Atul Sinha, managing director, Bihar State Electronic Development Corporation Limited (Beltron), claimed that the facility would be formally inaugurated in a couple of days. “It is a proud moment for us as we have successfully developed the longest Wi-Fi network of the country. We started the work on the project by laying the optical fibre and installing the access gears in March and it continued throughout the election model code of conduct. Though there were some practical difficulties but we have been able to complete the work on almost the entire stretch except for the flyover construction site on Bailey Road,” said Atul.

Beltron is an undertaking of the state information and technology department. It has also installed total 150 cameras across the state capital making city surveillance system easier for police.

Atul added that total 65 Wi-Fi access points have been installed in the city. The Wi-Fi gear at the access points comprises router and other supporting equipment, including an antenna mounted on electric poles.

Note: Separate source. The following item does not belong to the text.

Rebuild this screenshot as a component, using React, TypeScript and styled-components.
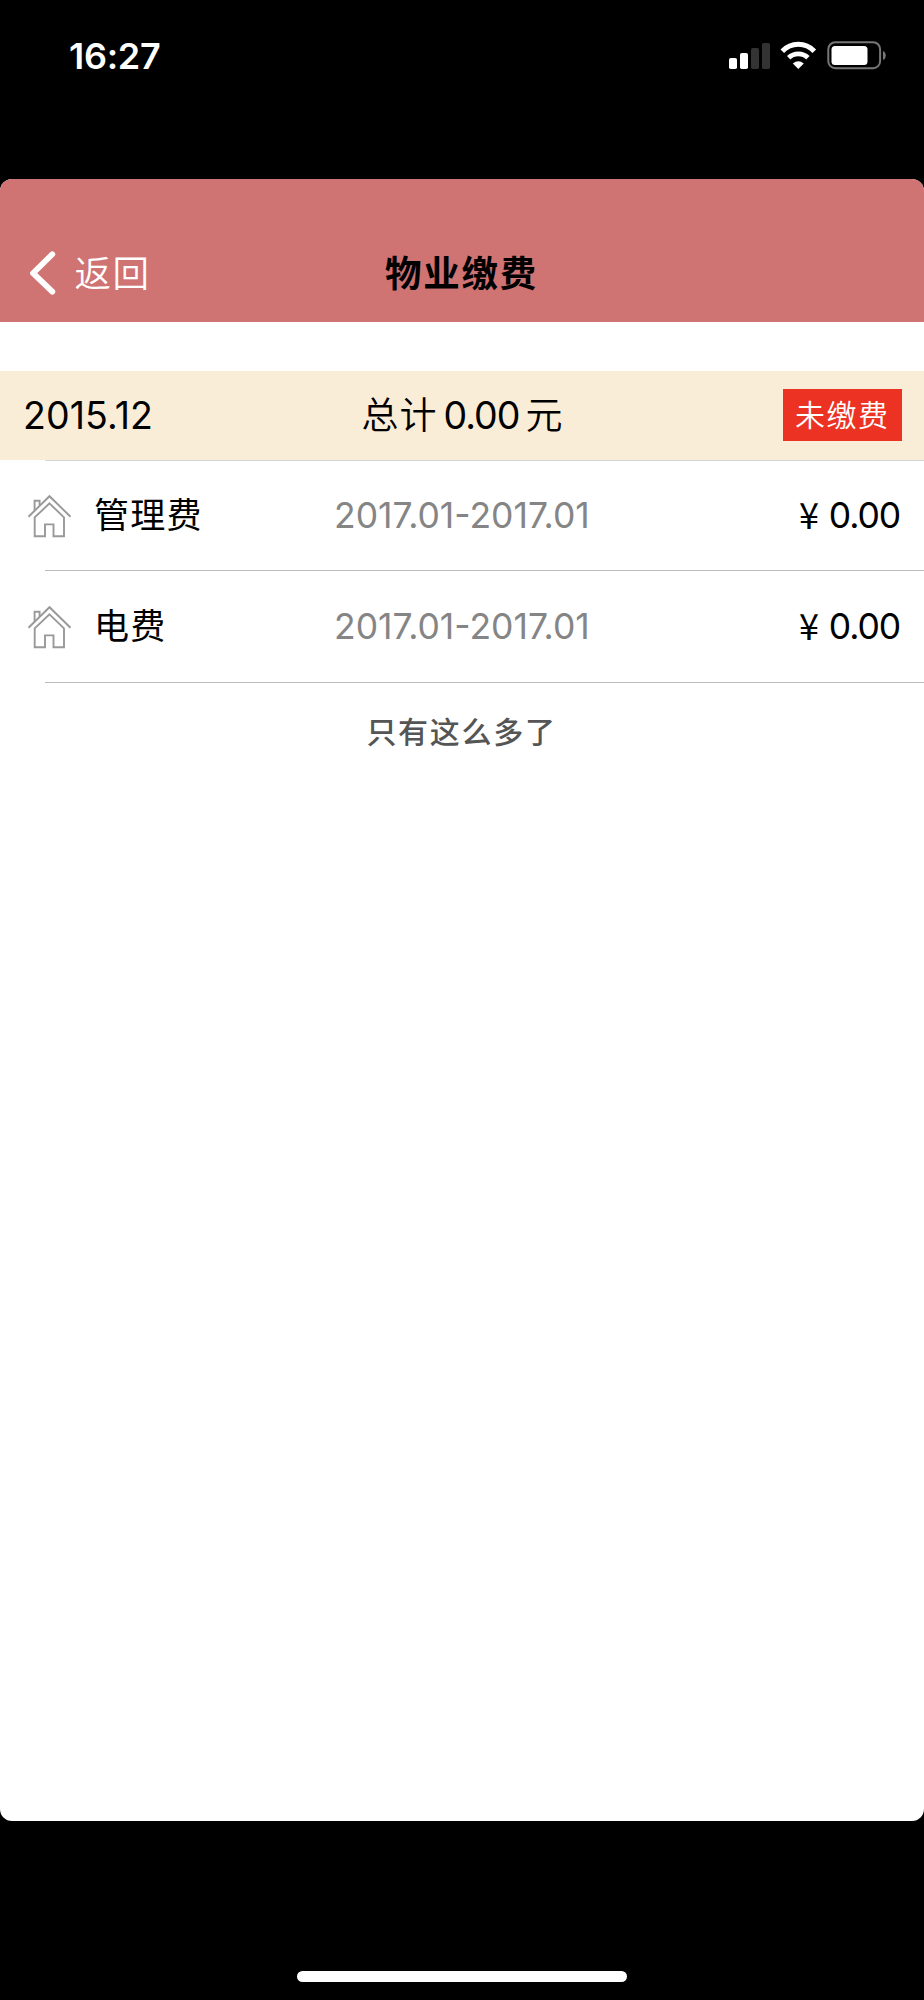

The access points are connected through a gigabit fibre network, which, in turn, are connected to big data servers at the Beltron control room.

Residents willing to connect to the Wi-Fi network for browsing the Internet need to register themselves on the City Wi-Fi page. Once a person registers, his/her authentication details, including user name and password, would sent to the registered cellphone number through an SMS for logging in during the next 24 hours.

Sources in Beltron said the maximum speed at which each user can surf the Net using the free Wi-Fi network is 512mbps. The bandwidth under the City Wi-Fi project is 20mbps.

“Considering the available bandwidth and maximum speed allocated to a single user, around 150 people can surf the Net at a time using the City Wi-Fi at a good speed. But the browsing speed might start getting slow if more than 200 people are connected to the network at a given time,” said an executive of Calcutta Benchmark Infotech Pvt. Ltd, which has been awarded the contract for the project.

Atul said frequent power failure in the city is acting as a hurdle in providing uninterrupted Wi-Fi access. The idea of the free City Wi-Fi was mooted by the core committee of Bihar Information and Communication Technology group.

Atul had earlier said the idea behind the City Wi-Fi is to promote use of educational information by the residents, especially students.